To encourage investment in green and resilient infrastructure, one of best things governments could do is expand the availability of climate risk data that homeowners, government agencies, and financial services firms need to make financial decisions that align with a climate-smart future. 

Gathering and publishing this climate risk data will require major new investments in modelling the current and future risks of flooding, wildfire, sea level rise, and other important climate hazards. And acting on this data will require ensuring that it is accessed and disclosed in financial transactions ranging from home purchases to major corporate and government issuances. 

There is a strong incentive for infrastructure asset owners not to seek out or disclose climate risk, for fear that their asset will lose value or that their costs of insurance or capital will increase.
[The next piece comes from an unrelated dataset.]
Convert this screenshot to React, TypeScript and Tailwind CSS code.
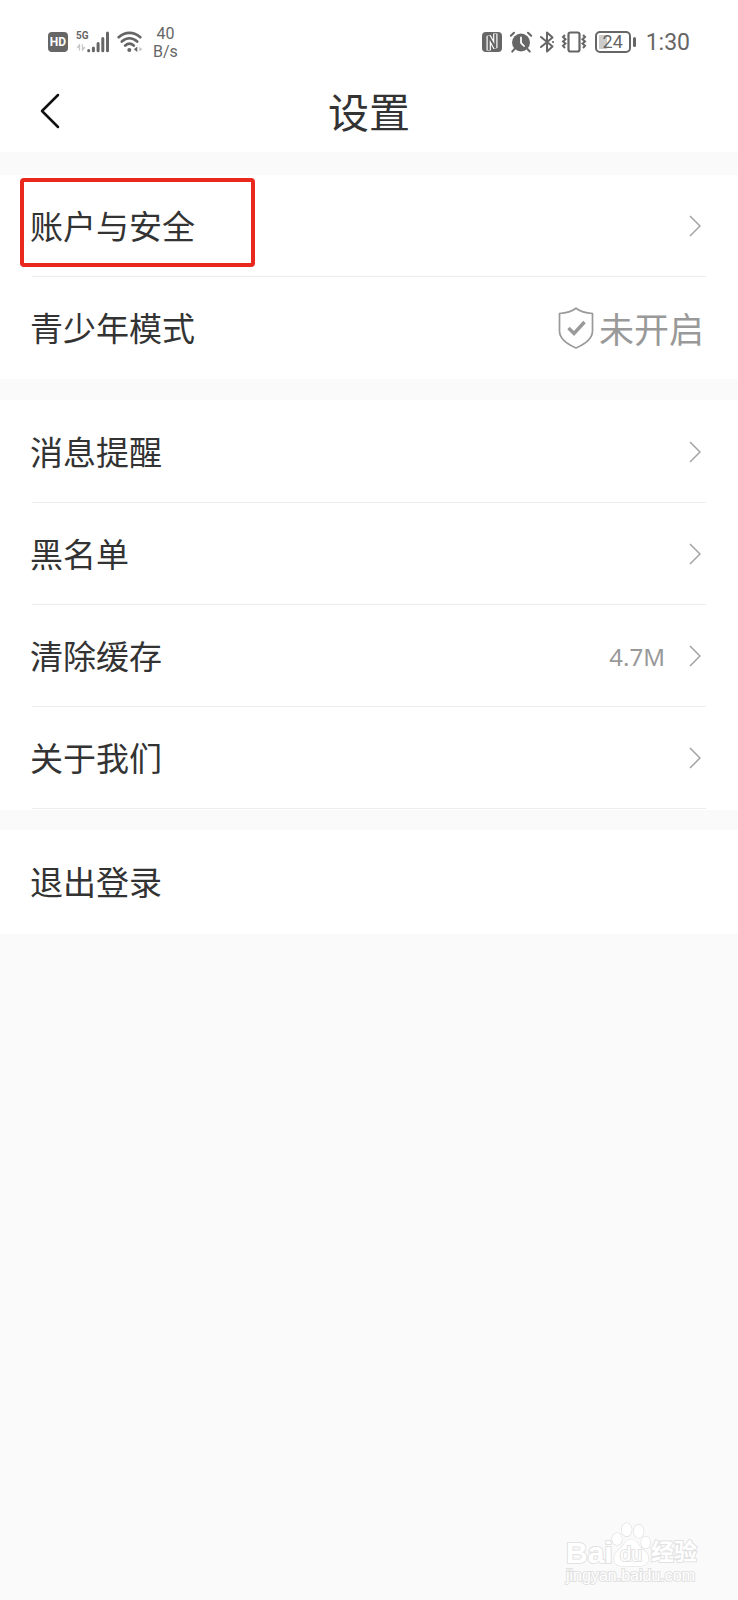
import type { ReactNode } from "react";

function Chevron() {
  return (
    <svg className="h-[22px] w-3 shrink-0" viewBox="0 0 12 22" fill="none" stroke="#a3a3a3" strokeWidth="1.5" aria-hidden="true">
      <path d="M1 1 L11 11 L1 21" />
    </svg>
  );
}

function Row({
  label,
  children,
  divider = false,
  marked = false,
}: {
  label: string;
  children?: ReactNode;
  divider?: boolean;
  marked?: boolean;
}) {
  return (
    <li className="relative px-8">
      <button
        type="button"
        className={
          divider
            ? "flex h-[102px] w-full items-center justify-between border-b border-[#ededed] text-left"
            : "flex h-[102px] w-full items-center justify-between text-left"
        }
      >
        <span className="-ml-0.5 pb-0.5 text-[33px] leading-10">{label}</span>
        {children}
      </button>
      {marked && (
        <span className="pointer-events-none absolute left-5 top-[3px] h-[89px] w-[235px] rounded-sm border-4 border-[#e9281e]" />
      )}
    </li>
  );
}

function Arrow({ value }: { value?: string }) {
  return (
    <span className="flex items-center gap-6 pr-[5px] text-[#999999]">
      {value && <span className="pt-0.5 font-['Noto_Sans',sans-serif] text-[24px] leading-8">{value}</span>}
      <Chevron />
    </span>
  );
}

function StatusBar() {
  return (
    <div className="flex h-[74px] items-center justify-between pl-12 pr-12 pt-2.5 font-[Roboto,sans-serif] text-[#666666]">
      <div className="flex items-center">
        <span className="flex size-5 items-center justify-center rounded-[4px] bg-[#666666] text-[12px] font-bold leading-5 text-white">
          HD
        </span>
        <span className="relative ml-2 block h-[22px] w-[34px]">
          <span className="absolute left-0 top-0 text-[10px] font-bold leading-[10px]">5G</span>
          <svg className="h-[22px] w-[34px]" viewBox="0 0 34 22" fill="none" strokeLinecap="round" aria-hidden="true">
            <path d="M3.5 19V14L1.5 16.5M6.5 14V19L8.5 16.5" stroke="#c4c4c4" strokeWidth="1.3" />
            <path d="M12.7 19.7V19.6M17.4 19.7V17M22.1 19.7V12.5M26.8 19.7V7.5M31.5 19.7V2" stroke="#666666" strokeWidth="3" />
          </svg>
        </span>
        <svg className="ml-[7px] h-[22px] w-[26px]" viewBox="0 0 26 22" fill="none" stroke="#666666" strokeWidth="2.7" strokeLinecap="round" aria-hidden="true">
          <path d="M1.7 6.2C8 .3 17 .3 23.3 6.2" />
          <path d="M4.8 10.6C9.5 6.2 15.5 6.2 20.2 10.6" />
          <path d="M8.2 14.6C11 12 14 12 16.8 14.6" />
          <circle cx="12.3" cy="19" r="2" fill="#666666" stroke="none" />
          <path d="M20.3 15.5V21L16.8 18.2Z" fill="#666666" stroke="none" />
          <path d="M22.3 15.8V20.6L25.4 18.2Z" fill="#c4c4c4" stroke="none" />
        </svg>
        <span className="ml-2.5 pt-0.5 text-center text-[16px] leading-[18px]">
          40
          <br />
          B/s
        </span>
      </div>
      <div className="flex items-center">
        <svg className="h-[22px] w-[22px]" viewBox="0 0 22 22" fill="none" aria-hidden="true">
          <rect x="1" y="1" width="20" height="20" rx="4" fill="#666666" />
          <path d="M7.7 19.5V5L14.3 17V2.5" stroke="#ffffff" strokeWidth="4.4" />
          <path d="M7.7 19V5L14.3 17V3" stroke="#666666" strokeWidth="2" />
        </svg>
        <svg className="ml-1.5 h-[22px] w-6" viewBox="0 0 24 22" fill="none" stroke="#666666" strokeLinecap="round" aria-hidden="true">
          <circle cx="12" cy="11.5" r="9" fill="#666666" stroke="none" />
          <path d="M1.8 4.8L5 1.8M22.2 4.8L19 1.8" strokeWidth="2" />
          <path d="M5.5 18L3.2 20.6M18.5 18L20.8 20.6" strokeWidth="2" />
          <path d="M12 6.5V11.8L15 15" stroke="#ffffff" strokeWidth="1.8" />
        </svg>
        <svg className="ml-1.5 h-[22px] w-4" viewBox="0 0 16 22" fill="none" stroke="#666666" strokeWidth="2" strokeLinejoin="round" strokeLinecap="round" aria-hidden="true">
          <path d="M2 6L13.5 15.5L8 20.5V1.5L13.5 6.5L2 16" />
          <circle cx="14" cy="11" r="1.1" fill="#666666" stroke="none" />
        </svg>
        <svg className="ml-1.5 h-[22px] w-[26px]" viewBox="0 0 26 22" fill="none" stroke="#666666" strokeWidth="2.2" aria-hidden="true">
          <rect x="7.5" y="1.5" width="11" height="19" rx="2" />
          <path d="M4 4L2 6L4.500 8.2L2 10.4L4.500 12.6L2 14.8L4 17" strokeWidth="2" />
          <path d="M22 4L24 6L21.500 8.2L24 10.4L21.500 12.6L24 14.8L22 17" strokeWidth="2" />
        </svg>
        <span className="relative ml-2 flex h-[22px] w-9 items-center justify-center rounded-[5px] border-2 border-[#666666] text-[18px] leading-5">
          <span className="absolute left-0.5 top-0.5 h-3.5 w-2 bg-[#cccccc]" />
          <span className="relative">24</span>
        </span>
        <span className="ml-0.5 h-2.5 w-[3px] rounded-sm bg-[#666666]" />
        <span className="ml-2.5 pt-0.5 text-[23px] leading-8">1:30</span>
      </div>
    </div>
  );
}

function Watermark() {
  return (
    <div className="absolute bottom-4 right-[38px] w-[134px] font-['Liberation_Sans','Noto_Sans_CJK_SC',sans-serif] text-white [-webkit-text-stroke:2px_#e2e2e2] [paint-order:stroke_fill]">
      <div className="flex h-[46px] items-end">
        <span className="w-[45px] text-[30px] font-bold leading-[30px]">Bai</span>
        <span className="relative h-[46px] w-10">
          <svg className="h-[46px] w-10" viewBox="0 0 40 46" fill="#ffffff" stroke="#dedede" strokeWidth="1.2" aria-hidden="true">
            <ellipse cx="6" cy="17" rx="5" ry="6" />
            <ellipse cx="15.7" cy="7.7" rx="5" ry="6.6" />
            <ellipse cx="27.7" cy="9.3" rx="5" ry="6.6" />
            <ellipse cx="34.7" cy="20.500" rx="4.6" ry="6" />
            <path d="M20 17.500C24 17.500 26 20 28.500 24C31 28 37.500 30 37.500 36.500C37.500 41.500 33.500 44 29 44H11C6 44 2.500 41 3 36C3.500 30 9 28 12 23.500C14 20 16 17.500 20 17.500Z" />
          </svg>
          <span className="absolute inset-x-0 bottom-1 text-center text-[20px] leading-5">du</span>
        </span>
        <span className="text-[23px] font-bold leading-8">经验</span>
      </div>
      <div className="text-[16px] leading-4">jingyan.baidu.com</div>
    </div>
  );
}

export default function App() {
  return (
    <div className="relative min-h-screen bg-[#fafafa] font-['Noto_Sans_CJK_SC',sans-serif] text-[#333333]">
      <div className="bg-white">
        <StatusBar />
        <header className="grid h-[78px] grid-cols-[1fr_auto_1fr] items-center px-10 pb-1">
          <button type="button" aria-label="返回" className="justify-self-start">
            <svg className="h-9 w-5" viewBox="0 0 20 36" fill="none" stroke="#111111" strokeWidth="2.5" strokeLinecap="round" strokeLinejoin="round" aria-hidden="true">
              <path d="M18 2 L2 18 L18 34" />
            </svg>
          </button>
          <h1 className="pb-0.5 text-[41px] leading-[52px]">设置</h1>
        </header>
      </div>
      <main className="pt-[23px]">
        <ul className="bg-white">
          <Row label="账户与安全" divider marked>
            <Arrow />
          </Row>
          <Row label="青少年模式">
            <span className="flex items-center gap-[5px] pr-0.5 text-[35px] leading-10 text-[#999999]">
              <svg className="h-[42px] w-9" viewBox="0 0 36 42" fill="none" stroke="#999999" aria-hidden="true">
                <path d="M18 1.200C13 5 8 6 1.500 6.500V24C1.500 32 10 37.500 18 41C26 37.500 34.500 32 34.500 24V6.500C28 6 23 5 18 1.200Z" strokeWidth="1.7" strokeLinejoin="round" />
                <path d="M10.500 21L16 26.500L26.500 15" strokeWidth="3.4" />
              </svg>
              <span>未开启</span>
            </span>
          </Row>
        </ul>
        <ul className="mt-[21px] bg-white py-px">
          <Row label="消息提醒" divider>
            <Arrow />
          </Row>
          <Row label="黑名单" divider>
            <Arrow />
          </Row>
          <Row label="清除缓存" divider>
            <Arrow value="4.7M" />
          </Row>
          <Row label="关于我们" divider>
            <Arrow />
          </Row>
        </ul>
        <ul className="mt-5 bg-white py-px">
          <Row label="退出登录" />
        </ul>
      </main>
      <Watermark />
    </div>
  );
}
For this reason, voluntary disclosure of risk isn’t enough: regulators need to step in by ensuring that climate risks are analyzed, disclosed, and priced into markets. 

Disclosure is starting to happen but needs to accelerate: Canadian banks and pension funds are increasingly requiring climate risk reporting for their own portfolios but need to show leadership by supporting regulation that will accelerate uptake and innovation across the financial sector, as well as the creation of reliable, open-source risk information that will set a level playing field.  

Without significant movement on climate risk information and disclosure, physical climate risks will continue to expand until some extreme weather event bursts the bubble. Individual portfolios will be affected, certainly, but the shock could ripple through Canada’s financial system, leaving Canadians under water, swamped by the pace of climate change. Will governments heed the warning and take the steps needed to shore up our defenses?